Los registros históricos señalan que los sismos, seguidos por maremotos con olas superiores a nueve metros de altura, como sucedió en las costas de Acapulco en julio de 1909, también tuvieron efectos devastadores en la capital del paí­s, como consigna un reporte oficial de marzo de 1834, cuando poco después de las diez y media se produjo un sismo con oscilaciones regulares «que fueron aumentando poco a poco hasta que se hizo difí­cil seguir de pie y a cientos de personas les vinieron náuseas, como si estuvieran mareadas. Los arcos del acueducto que trae el agua a México se doblaron por su centro. Dicho terremoto se sintió casi simultáneamente en Veracruz, San Andrés Tuxtla, Jalapa y Puebla. En la dirección de Acapulco adquirió tal violencia que destruyó casas, agrietó la tierra, y por último se hundió en el mar, donde las olas se alzaron e hincharon, como bajo el influjo de una fuerte borrasca».

Asombrados, los habitantes de la costa del Pací­fico han dado cuenta en los últimos 250 años de los efectos de sismos y maremotos.
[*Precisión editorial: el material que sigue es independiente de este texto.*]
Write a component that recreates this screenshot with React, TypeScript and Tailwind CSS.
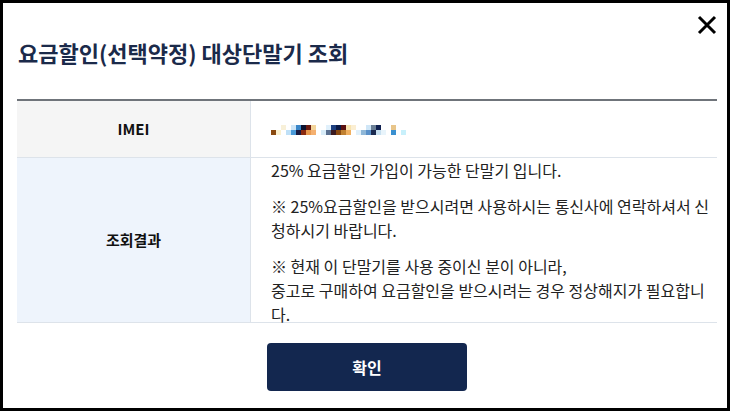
import React from 'react';

const font = { fontFamily: '"Noto Sans CJK KR", "Noto Sans", sans-serif' };

// 가려진 IMEI (모자이크)
const top = ['', '', '#f8f0d8', '', '#cfe6f7', '#3a86c8', '#0b1230', '#6a1a10', '#f3d49a', '', '', '#e0f0fb', '#1d3f80', '#0a1844', '#5a1010', '#f7e3b0', '#fbeed2', '', '', '#cfe6f7', '#6b7f95', '#102050', '', '', '#e8c58a', '', '', ''];
const bottom = ['#8a4a10', '#fbf1d0', '', '#bfe0f7', '#4a9ad8', '#1a1a40', '#8a2a10', '#e89a50', '#f4b070', '', '#d8ecf8', '#5a7090', '#3a1a20', '#8a4a10', '#c08030', '#f0b060', '', '#e0f0fb', '#90b8d8', '#5a90c8', '#1a2a50', '#c8e0f0', '#e8f4fb', '', '#3a90d0', '', '#c8f0fb', ''];

const Mosaic: React.FC = () => (
  <div className="flex flex-col">
    {[top, bottom].map((row, i) => (
      <div key={i} className="flex">
        {row.map((c, j) => (
          <div key={j} className="w-[5px] h-[5px]" style={{ backgroundColor: c || 'transparent' }} />
        ))}
      </div>
    ))}
  </div>
);

const App: React.FC = () => {
  return (
    <div className="w-[730px] h-[411px] bg-black p-[3px]" style={font}>
      <div className="w-full h-full bg-white flex flex-col">
        {/* 헤더 */}
        <div className="relative h-[96px] pl-[15px] pt-[33px]">
          <h1 className="text-[22px] font-bold leading-[32px] text-[#1b2a4a]">요금할인(선택약정) 대상단말기 조회</h1>
          <button className="absolute right-[10px] top-[12px] w-[20px] h-[20px]">
            <svg viewBox="0 0 20 20" width="20" height="20">
              <path d="M2 2 L18 18 M18 2 L2 18" stroke="#000" strokeWidth="3" />
            </svg>
          </button>
        </div>

        <div className="ml-[14px] mr-[10px] flex flex-col">
          {/* 테이블 */}
          <div className="border-t-2 border-[#6f747a]">
            <div className="flex h-[57px] border-b border-[#dde3ea]">
              <div className="w-[234px] shrink-0 bg-[#f5f5f5] border-r border-[#dde3ea] flex items-center justify-center text-[15px] font-bold text-[#111]">
                IMEI
              </div>
              <div className="flex-1 flex items-center pl-[20px] pt-[2px]">
                <Mosaic />
              </div>
            </div>
            <div className="flex h-[165px] border-b border-[#dde3ea]">
              <div className="w-[234px] shrink-0 bg-[#eef4fc] border-r border-[#dde3ea] flex items-center justify-center text-[15px] font-bold text-[#111]">
                조회결과
              </div>
              <div className="flex-1 pl-[20px] pr-[6px] text-[16px] leading-[24px] text-[#222] break-all">
                <p>25% 요금할인 가입이 가능한 단말기 입니다.</p>
                <p className="mt-[12px]">※ 25%요금할인을 받으시려면 사용하시는 통신사에 연락하셔서 신청하시기 바랍니다.</p>
                <p className="mt-[12px]">
                  ※ 현재 이 단말기를 사용 중이신 분이 아니라,
                  <br />
                  중고로 구매하여 요금할인을 받으시려는 경우 정상해지가 필요합니다.
                </p>
              </div>
            </div>
          </div>

          {/* 버튼 */}
          <div className="flex justify-center pt-[20px]">
            <button className="w-[200px] h-[48px] rounded-[4px] bg-[#13274f] text-white text-[16px] font-bold">확인</button>
          </div>
        </div>
      </div>
    </div>
  );
};

export default App;
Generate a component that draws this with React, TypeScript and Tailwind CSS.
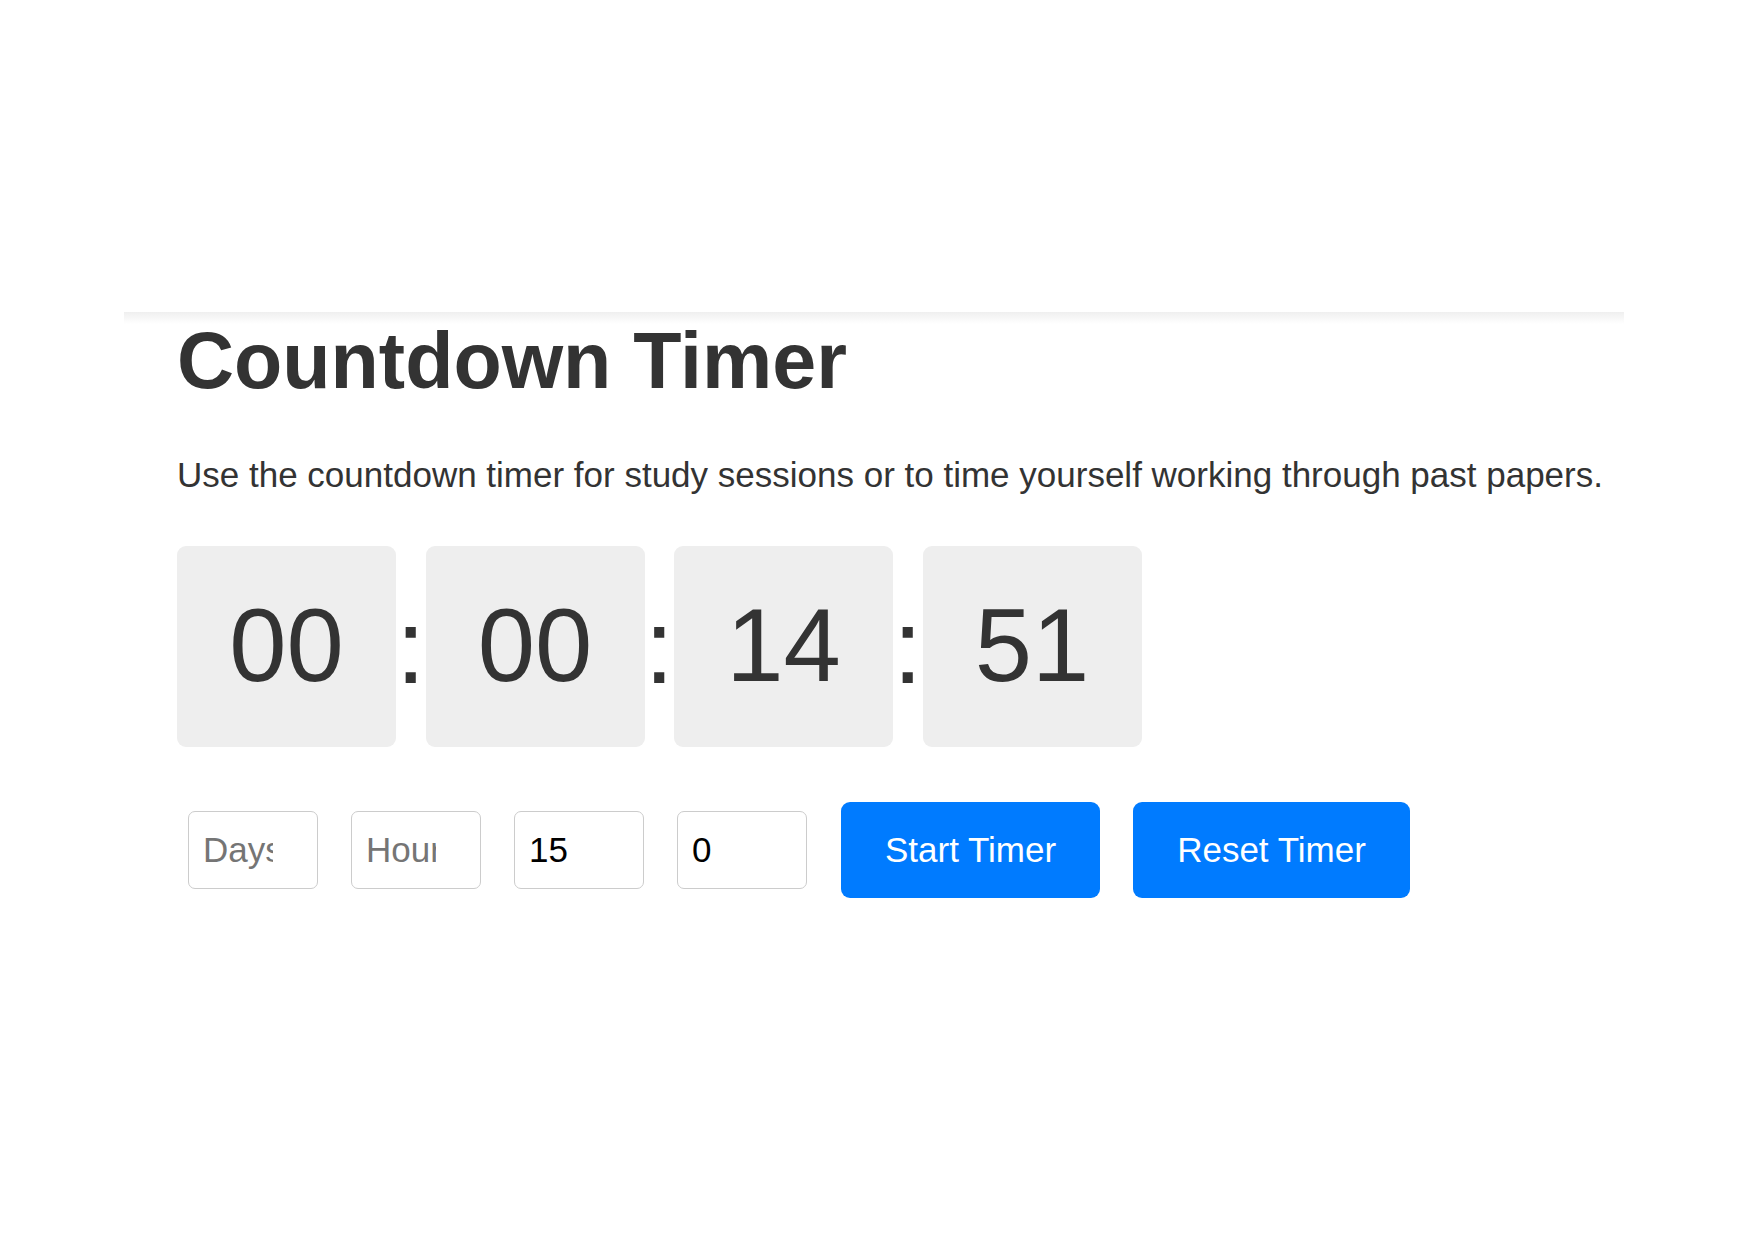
import React from "react";

const font = { fontFamily: '"Liberation Sans", Arial, Helvetica, sans-serif' };

function TimeBox({ value }: { value: string }) {
  return (
    <div className="flex h-[201px] w-[219px] items-center justify-center rounded-[9px] bg-[#eeeeee] text-[103px] text-[#333333]">
      {value}
    </div>
  );
}

function Colon() {
  return <span className="w-[29.5px] text-center text-[106px] text-[#333333]">:</span>;
}

function NumberField({ placeholder, value }: { placeholder: string; value?: string }) {
  return (
    <input
      type="text"
      placeholder={placeholder}
      defaultValue={value}
      className="h-[78px] w-[130px] rounded-[7px] border border-[#cccccc] bg-white pl-[14px] pr-[44px] text-[35px] text-black outline-none placeholder:text-[#757575]"
      style={font}
    />
  );
}

export default function App() {
  const [parts] = React.useState(["00", "00", "14", "51"]);

  return (
    <div className="min-h-[1240px] w-full bg-white pt-[312px]" style={font}>
      <div className="mx-auto w-[1500px]">
        <div className="h-[12px] bg-gradient-to-b from-[#efefef] to-white" />
        <div className="px-[53px]">
          <h1 className="text-[79px] font-bold leading-[74px] text-[#333333]">Countdown Timer</h1>
          <p className="mt-[57px] whitespace-nowrap text-[35px] leading-[40px] text-[#333333]">
            Use the countdown timer for study sessions or to time yourself working through past papers.
          </p>

          <div className="mt-[51px] flex items-center">
            <TimeBox value={parts[0]} />
            <Colon />
            <TimeBox value={parts[1]} />
            <Colon />
            <TimeBox value={parts[2]} />
            <Colon />
            <TimeBox value={parts[3]} />
          </div>

          <div className="mt-[55px] flex items-center gap-[33px] pl-[11px]">
            <NumberField placeholder="Days" />
            <NumberField placeholder="Hours" />
            <NumberField placeholder="Minutes" value="15" />
            <NumberField placeholder="Seconds" value="0" />
            <button className="ml-px rounded-[9px] bg-[#007bff] px-[44px] py-[28px] text-[35px] leading-[40px] text-white">
              Start Timer
            </button>
            <button className="rounded-[9px] bg-[#007bff] px-[44px] py-[28px] text-[35px] leading-[40px] text-white">
              Reset Timer
            </button>
          </div>
        </div>
      </div>
    </div>
  );
}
En febrero de 1754, tras un fuerte sismo frente a las costas de Acapulco, Guerrero, «el mar retrocedió dejando a un naví­o varado, el castillo y las murallas sumamente maltratados y la mayorí­a de las casas arruinadas».

En 1806, en Colima, «se registraron fuertes temblores durante ocho dí­as y el mar se salió más de 600 pasos, inundando las salinas de San Pantaleón, que quedaron inundadas hasta 1825». Lo mismo ocurrió el 24 de febrero de 1875, cuando un fuerte sismo que azotó las costas de Manzanillo dejó consternado a un sobreviviente, quien describió los «pavorosos bramidos del mar e inusitados movimientos que no cesaron sino mucho después del fenómeno».

La ciudad de México sufrió durante el siglo xx diversos terremotos que causaron graves pérdidas humanas y económicas, como el ocurrido la noche del 14 de abril de 1907, con epicentro en las costas de Guerrero, que ocasionó serios daños a la ciudad por la destrucción de casas, edificios e incluso la caí­da de un muro en la cárcel de Belem, «lo que alborotó a los presos que moraban en el viejo edificio y que hubo que sacar al patio, además de las muchas grietas en las calles, la más larga fue de unos 218 metros en la calle de Mosqueta, de tres a 13 centí­metros de ancho».